BEGIN Data

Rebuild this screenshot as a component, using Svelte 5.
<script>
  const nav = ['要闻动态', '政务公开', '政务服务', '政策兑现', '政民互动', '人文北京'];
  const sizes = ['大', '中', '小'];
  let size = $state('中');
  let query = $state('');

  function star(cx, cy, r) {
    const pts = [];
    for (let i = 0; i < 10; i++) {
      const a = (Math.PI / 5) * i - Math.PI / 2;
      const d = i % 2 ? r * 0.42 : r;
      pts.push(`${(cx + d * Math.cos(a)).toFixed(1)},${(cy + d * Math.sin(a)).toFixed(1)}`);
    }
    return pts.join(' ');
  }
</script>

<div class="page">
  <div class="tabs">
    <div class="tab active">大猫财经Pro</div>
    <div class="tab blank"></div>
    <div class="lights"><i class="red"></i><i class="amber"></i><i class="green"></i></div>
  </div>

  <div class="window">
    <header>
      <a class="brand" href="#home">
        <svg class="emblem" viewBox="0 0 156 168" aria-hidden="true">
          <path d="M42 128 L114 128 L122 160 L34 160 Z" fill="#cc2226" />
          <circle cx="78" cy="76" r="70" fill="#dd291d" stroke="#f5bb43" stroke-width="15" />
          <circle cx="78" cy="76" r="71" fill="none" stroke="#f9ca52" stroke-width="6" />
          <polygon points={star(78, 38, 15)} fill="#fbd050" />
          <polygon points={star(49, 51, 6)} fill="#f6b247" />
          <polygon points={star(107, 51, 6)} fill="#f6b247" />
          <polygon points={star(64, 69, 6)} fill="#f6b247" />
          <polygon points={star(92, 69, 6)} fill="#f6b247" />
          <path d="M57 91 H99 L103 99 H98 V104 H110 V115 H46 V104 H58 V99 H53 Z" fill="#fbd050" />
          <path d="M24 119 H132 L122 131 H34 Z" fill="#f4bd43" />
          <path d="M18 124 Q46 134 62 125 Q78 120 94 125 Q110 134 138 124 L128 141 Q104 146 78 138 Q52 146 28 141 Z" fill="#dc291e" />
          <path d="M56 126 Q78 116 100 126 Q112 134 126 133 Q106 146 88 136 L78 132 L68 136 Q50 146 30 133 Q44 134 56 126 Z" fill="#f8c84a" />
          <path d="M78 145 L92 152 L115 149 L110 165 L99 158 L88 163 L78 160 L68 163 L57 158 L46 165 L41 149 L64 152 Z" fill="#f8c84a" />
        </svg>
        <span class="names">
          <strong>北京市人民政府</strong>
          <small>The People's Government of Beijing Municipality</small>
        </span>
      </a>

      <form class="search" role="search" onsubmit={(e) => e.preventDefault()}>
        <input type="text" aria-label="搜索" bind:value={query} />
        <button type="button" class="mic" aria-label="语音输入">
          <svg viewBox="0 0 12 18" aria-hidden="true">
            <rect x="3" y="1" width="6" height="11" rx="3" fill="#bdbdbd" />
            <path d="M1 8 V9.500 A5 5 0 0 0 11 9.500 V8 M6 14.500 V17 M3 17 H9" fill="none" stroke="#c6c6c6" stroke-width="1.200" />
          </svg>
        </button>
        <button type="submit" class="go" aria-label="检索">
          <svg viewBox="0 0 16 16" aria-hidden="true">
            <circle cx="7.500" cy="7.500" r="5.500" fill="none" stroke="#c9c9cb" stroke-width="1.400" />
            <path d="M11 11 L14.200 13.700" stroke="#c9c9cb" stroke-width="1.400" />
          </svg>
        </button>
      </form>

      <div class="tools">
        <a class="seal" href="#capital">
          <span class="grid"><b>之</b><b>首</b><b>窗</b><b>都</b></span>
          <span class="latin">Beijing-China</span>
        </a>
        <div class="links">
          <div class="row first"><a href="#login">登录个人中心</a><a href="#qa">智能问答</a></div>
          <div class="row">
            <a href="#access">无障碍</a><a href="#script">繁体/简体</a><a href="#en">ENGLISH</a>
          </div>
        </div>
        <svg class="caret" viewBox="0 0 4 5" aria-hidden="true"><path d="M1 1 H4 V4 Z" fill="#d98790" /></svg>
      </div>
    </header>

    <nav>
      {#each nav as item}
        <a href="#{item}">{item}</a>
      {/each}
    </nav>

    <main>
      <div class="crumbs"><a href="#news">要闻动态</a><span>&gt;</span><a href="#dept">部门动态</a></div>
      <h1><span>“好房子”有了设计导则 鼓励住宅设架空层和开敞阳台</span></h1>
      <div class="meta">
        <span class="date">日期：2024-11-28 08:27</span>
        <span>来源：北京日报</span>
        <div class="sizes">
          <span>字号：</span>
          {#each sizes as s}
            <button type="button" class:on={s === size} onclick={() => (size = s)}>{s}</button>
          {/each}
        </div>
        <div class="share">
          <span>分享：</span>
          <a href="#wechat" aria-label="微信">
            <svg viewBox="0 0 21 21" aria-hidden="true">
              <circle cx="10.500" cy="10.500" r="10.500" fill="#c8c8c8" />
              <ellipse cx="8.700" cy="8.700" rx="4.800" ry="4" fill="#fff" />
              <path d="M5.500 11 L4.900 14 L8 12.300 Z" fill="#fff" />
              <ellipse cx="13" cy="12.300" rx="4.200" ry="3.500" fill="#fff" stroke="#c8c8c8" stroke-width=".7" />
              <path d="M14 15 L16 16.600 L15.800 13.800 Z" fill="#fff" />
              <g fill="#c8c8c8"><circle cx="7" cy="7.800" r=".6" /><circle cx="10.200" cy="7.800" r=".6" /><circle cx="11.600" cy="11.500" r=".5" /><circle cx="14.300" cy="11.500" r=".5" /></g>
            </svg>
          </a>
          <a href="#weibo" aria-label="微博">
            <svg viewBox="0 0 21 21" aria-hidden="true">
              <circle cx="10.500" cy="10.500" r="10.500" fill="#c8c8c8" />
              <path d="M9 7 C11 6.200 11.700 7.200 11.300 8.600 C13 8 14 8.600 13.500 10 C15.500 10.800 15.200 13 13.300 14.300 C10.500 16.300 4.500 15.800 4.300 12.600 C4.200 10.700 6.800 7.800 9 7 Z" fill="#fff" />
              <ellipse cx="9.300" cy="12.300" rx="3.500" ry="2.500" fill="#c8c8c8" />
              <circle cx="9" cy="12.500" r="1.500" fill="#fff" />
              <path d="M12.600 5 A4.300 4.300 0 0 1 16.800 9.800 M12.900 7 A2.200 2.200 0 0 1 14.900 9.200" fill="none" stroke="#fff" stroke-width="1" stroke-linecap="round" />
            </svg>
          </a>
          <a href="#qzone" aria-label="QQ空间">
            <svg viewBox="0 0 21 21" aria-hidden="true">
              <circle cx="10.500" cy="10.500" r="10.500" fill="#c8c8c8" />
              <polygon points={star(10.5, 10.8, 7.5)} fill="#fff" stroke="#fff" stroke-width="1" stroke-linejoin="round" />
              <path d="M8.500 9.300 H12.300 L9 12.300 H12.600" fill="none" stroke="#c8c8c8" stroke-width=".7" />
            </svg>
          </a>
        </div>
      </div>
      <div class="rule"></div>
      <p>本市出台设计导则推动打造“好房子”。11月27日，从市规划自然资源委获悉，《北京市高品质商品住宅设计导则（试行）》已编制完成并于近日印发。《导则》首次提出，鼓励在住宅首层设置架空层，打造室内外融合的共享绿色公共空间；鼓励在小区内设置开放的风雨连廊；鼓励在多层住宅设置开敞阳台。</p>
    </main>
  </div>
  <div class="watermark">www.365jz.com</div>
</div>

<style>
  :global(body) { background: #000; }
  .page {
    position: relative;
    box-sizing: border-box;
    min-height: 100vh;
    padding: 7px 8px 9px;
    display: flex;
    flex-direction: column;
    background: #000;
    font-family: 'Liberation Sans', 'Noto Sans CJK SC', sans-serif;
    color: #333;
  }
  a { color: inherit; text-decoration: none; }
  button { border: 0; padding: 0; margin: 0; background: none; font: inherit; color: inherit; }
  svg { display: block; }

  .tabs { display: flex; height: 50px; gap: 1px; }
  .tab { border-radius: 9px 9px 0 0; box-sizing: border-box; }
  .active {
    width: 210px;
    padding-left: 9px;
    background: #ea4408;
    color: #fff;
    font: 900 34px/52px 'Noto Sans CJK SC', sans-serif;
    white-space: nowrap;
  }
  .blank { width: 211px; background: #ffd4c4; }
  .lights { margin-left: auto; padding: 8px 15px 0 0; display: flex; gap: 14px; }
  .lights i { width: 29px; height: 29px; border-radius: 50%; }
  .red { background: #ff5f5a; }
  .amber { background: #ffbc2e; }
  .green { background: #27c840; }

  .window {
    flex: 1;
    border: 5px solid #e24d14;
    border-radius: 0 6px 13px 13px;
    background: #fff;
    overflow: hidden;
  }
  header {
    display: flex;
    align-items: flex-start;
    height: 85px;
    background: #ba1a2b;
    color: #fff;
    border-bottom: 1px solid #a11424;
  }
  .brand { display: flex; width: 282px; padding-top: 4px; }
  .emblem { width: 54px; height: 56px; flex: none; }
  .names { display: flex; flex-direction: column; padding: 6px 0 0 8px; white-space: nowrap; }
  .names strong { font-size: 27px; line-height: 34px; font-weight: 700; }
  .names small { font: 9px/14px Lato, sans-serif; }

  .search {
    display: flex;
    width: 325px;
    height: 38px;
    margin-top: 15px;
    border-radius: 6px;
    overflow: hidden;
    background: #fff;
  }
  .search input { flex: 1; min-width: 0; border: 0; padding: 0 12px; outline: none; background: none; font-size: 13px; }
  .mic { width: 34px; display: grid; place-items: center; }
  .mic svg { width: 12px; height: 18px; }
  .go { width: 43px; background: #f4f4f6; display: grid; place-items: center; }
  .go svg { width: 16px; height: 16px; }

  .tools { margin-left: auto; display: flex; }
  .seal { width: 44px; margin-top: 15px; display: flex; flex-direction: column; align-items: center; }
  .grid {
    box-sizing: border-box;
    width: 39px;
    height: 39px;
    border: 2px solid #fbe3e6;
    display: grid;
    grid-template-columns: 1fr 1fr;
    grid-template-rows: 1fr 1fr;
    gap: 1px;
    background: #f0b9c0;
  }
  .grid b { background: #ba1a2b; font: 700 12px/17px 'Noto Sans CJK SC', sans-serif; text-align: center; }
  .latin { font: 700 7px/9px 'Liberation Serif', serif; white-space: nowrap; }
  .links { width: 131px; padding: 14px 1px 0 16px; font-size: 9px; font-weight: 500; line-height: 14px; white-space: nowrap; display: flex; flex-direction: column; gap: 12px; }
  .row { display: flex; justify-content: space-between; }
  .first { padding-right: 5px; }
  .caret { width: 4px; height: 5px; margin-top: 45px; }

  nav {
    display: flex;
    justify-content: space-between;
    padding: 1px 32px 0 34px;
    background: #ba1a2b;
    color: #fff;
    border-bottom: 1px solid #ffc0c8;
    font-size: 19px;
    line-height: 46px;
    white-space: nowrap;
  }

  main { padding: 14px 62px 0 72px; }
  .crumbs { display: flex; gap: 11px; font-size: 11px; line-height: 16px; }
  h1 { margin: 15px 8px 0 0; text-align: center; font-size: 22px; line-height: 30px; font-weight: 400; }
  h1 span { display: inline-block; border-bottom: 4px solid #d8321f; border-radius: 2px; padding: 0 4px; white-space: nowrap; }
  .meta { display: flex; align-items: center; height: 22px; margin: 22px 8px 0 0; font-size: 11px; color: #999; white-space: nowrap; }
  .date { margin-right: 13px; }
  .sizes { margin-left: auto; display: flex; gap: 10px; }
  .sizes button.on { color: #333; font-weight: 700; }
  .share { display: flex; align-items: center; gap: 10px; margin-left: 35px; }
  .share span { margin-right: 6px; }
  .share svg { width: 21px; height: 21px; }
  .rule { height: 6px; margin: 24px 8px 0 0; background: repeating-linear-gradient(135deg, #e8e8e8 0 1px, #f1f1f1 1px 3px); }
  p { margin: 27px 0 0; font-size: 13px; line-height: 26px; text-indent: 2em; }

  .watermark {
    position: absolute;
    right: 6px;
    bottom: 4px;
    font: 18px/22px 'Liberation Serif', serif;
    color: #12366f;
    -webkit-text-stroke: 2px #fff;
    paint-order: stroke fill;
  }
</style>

END Data

#### Exercise instructions:
Return a word-for-word copy of the lines from the beginning of the listing to the line holding "let query = $state('');", both kept.

#### Solved problem:
Rebuild this screenshot as a component, using Svelte 5.
<script>
  const nav = ['要闻动态', '政务公开', '政务服务', '政策兑现', '政民互动', '人文北京'];
  const sizes = ['大', '中', '小'];
  let size = $state('中');
  let query = $state('');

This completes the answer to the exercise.